───── DATA SHOWN ─────

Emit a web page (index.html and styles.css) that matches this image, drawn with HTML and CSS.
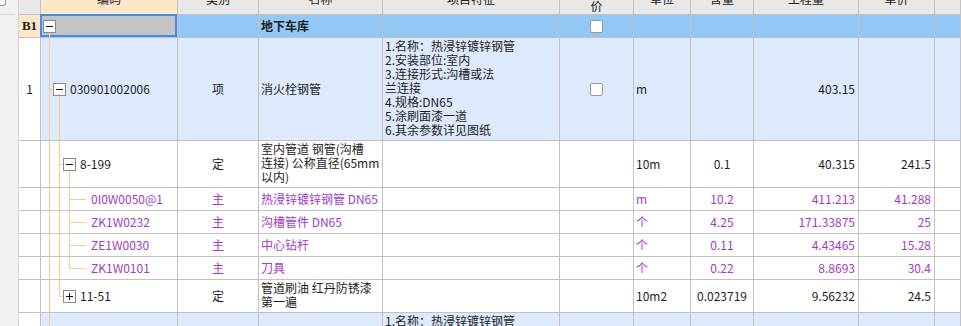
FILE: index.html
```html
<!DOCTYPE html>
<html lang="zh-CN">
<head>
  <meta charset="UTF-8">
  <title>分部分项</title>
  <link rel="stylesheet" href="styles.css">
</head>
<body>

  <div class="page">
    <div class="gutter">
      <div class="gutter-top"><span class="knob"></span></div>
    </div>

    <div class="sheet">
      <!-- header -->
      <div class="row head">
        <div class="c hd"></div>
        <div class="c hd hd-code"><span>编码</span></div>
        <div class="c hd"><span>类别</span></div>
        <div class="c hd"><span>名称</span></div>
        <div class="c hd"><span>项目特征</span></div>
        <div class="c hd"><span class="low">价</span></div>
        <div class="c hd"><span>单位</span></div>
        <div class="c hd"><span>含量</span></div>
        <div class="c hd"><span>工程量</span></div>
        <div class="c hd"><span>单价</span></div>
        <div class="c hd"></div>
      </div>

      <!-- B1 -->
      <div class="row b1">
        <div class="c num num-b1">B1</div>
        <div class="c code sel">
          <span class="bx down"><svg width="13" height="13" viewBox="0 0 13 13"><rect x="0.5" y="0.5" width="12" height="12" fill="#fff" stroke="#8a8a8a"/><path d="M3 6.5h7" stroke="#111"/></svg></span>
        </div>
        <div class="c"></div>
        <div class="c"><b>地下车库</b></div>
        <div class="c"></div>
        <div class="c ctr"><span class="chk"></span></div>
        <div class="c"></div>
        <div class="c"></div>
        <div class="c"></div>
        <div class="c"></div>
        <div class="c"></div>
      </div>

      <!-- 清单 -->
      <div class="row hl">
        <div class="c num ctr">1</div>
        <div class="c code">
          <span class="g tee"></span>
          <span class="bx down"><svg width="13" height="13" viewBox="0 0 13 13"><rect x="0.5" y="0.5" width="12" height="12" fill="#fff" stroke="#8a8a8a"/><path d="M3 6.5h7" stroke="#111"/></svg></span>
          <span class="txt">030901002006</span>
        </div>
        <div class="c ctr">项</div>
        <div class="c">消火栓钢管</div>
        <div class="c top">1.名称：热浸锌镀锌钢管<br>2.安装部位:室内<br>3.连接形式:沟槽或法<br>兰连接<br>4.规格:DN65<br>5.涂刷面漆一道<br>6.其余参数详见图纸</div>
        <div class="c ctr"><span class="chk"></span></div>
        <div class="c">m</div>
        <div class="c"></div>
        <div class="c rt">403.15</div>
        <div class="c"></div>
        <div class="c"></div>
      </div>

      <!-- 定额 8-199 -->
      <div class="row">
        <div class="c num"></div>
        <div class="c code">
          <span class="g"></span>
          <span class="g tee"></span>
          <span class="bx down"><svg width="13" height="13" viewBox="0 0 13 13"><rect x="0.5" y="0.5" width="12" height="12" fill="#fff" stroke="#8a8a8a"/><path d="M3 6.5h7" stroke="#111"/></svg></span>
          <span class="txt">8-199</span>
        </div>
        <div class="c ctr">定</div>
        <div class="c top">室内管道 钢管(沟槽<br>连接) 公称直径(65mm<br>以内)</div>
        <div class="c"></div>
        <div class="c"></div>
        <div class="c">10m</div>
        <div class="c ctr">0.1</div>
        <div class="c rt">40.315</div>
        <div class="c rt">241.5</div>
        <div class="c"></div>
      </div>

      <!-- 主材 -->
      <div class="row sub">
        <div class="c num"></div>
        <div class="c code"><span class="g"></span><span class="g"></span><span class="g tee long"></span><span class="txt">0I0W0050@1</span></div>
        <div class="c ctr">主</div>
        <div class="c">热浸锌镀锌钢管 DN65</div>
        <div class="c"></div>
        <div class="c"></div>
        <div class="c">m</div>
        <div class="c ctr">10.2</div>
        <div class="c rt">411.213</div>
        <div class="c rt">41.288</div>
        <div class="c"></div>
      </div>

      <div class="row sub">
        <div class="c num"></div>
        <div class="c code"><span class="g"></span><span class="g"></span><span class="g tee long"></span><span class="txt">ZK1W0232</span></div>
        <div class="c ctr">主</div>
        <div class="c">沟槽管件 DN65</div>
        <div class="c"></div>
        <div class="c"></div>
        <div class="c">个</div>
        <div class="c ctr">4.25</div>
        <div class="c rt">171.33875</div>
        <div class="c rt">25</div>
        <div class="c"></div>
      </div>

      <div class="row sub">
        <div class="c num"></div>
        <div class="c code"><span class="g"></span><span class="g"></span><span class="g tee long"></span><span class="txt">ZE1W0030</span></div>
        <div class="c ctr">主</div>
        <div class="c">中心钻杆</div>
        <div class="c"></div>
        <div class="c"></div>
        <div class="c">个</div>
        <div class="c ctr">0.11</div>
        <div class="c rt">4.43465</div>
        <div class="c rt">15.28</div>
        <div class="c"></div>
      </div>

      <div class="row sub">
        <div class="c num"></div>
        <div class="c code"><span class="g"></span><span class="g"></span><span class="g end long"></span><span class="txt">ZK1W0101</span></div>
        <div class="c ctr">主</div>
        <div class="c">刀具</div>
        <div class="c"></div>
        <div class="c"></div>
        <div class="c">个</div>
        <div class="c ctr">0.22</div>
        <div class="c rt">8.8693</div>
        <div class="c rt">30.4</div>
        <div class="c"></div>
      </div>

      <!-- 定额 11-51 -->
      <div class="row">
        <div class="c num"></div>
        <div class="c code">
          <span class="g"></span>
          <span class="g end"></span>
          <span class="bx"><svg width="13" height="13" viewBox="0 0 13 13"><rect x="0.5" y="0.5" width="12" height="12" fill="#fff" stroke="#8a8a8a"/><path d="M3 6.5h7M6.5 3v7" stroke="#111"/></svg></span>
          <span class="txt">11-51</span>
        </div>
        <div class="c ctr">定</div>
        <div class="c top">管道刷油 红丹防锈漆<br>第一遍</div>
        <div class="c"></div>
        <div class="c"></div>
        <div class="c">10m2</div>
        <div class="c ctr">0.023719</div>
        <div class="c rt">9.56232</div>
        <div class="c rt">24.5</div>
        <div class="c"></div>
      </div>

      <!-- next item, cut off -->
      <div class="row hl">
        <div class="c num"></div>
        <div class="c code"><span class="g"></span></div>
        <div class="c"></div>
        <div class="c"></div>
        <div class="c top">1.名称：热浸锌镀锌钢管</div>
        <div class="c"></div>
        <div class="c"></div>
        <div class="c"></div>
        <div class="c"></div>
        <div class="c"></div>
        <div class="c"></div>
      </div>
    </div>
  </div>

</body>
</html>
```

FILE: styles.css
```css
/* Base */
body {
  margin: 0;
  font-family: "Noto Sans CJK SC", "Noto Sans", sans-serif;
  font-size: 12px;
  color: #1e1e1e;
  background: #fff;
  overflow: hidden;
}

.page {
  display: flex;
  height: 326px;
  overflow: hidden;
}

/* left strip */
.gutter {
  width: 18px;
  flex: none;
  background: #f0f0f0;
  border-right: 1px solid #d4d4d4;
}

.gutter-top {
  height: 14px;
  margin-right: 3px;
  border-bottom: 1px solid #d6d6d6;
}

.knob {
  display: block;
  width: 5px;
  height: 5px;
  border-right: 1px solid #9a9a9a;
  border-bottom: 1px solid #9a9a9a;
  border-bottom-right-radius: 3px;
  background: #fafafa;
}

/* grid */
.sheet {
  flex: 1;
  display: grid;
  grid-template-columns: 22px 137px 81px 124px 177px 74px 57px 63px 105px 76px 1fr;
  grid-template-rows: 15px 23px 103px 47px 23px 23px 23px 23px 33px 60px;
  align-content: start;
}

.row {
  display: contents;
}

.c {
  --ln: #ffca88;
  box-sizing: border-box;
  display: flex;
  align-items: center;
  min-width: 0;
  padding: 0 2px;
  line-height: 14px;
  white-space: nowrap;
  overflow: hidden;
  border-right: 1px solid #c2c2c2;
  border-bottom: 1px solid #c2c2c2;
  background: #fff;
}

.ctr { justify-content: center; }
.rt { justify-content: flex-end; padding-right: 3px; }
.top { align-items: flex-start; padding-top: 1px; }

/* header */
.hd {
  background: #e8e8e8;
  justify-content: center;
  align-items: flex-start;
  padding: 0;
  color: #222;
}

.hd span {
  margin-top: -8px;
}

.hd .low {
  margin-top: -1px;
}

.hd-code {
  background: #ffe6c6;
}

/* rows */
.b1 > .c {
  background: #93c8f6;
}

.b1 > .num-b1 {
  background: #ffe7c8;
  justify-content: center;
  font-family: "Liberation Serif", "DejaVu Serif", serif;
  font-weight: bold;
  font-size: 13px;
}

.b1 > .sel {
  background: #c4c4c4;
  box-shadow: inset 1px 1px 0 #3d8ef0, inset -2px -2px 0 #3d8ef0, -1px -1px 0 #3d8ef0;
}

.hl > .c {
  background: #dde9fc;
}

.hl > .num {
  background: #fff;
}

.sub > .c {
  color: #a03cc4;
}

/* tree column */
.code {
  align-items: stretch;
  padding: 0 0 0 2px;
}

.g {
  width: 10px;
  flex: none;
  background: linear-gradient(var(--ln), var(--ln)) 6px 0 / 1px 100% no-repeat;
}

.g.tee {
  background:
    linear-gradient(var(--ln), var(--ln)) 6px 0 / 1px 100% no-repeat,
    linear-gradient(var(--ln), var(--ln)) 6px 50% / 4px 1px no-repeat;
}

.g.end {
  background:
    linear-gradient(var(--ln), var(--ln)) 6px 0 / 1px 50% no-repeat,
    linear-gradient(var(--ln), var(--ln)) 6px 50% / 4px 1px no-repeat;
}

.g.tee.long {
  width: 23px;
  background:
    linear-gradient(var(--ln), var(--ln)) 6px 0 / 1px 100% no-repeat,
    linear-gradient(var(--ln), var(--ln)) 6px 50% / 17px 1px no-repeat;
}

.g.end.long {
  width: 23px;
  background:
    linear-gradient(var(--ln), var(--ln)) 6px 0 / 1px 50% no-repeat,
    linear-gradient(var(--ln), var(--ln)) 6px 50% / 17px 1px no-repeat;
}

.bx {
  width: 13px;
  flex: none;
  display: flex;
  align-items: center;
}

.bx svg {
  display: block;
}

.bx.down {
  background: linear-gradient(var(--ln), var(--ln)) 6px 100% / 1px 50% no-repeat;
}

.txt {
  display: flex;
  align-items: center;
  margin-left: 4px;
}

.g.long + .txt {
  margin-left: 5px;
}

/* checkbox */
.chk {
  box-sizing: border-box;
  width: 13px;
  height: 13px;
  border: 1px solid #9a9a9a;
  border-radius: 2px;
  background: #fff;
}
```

─────

## [PROBLEM DESCRIPTION]
Only lines with the string "styles" belong in your answer; copy each one.

## [EXPECTED ANSWER]
Emit a web page (index.html and styles.css) that matches this image, drawn with HTML and CSS.
  <link rel="stylesheet" href="styles.css">
FILE: styles.css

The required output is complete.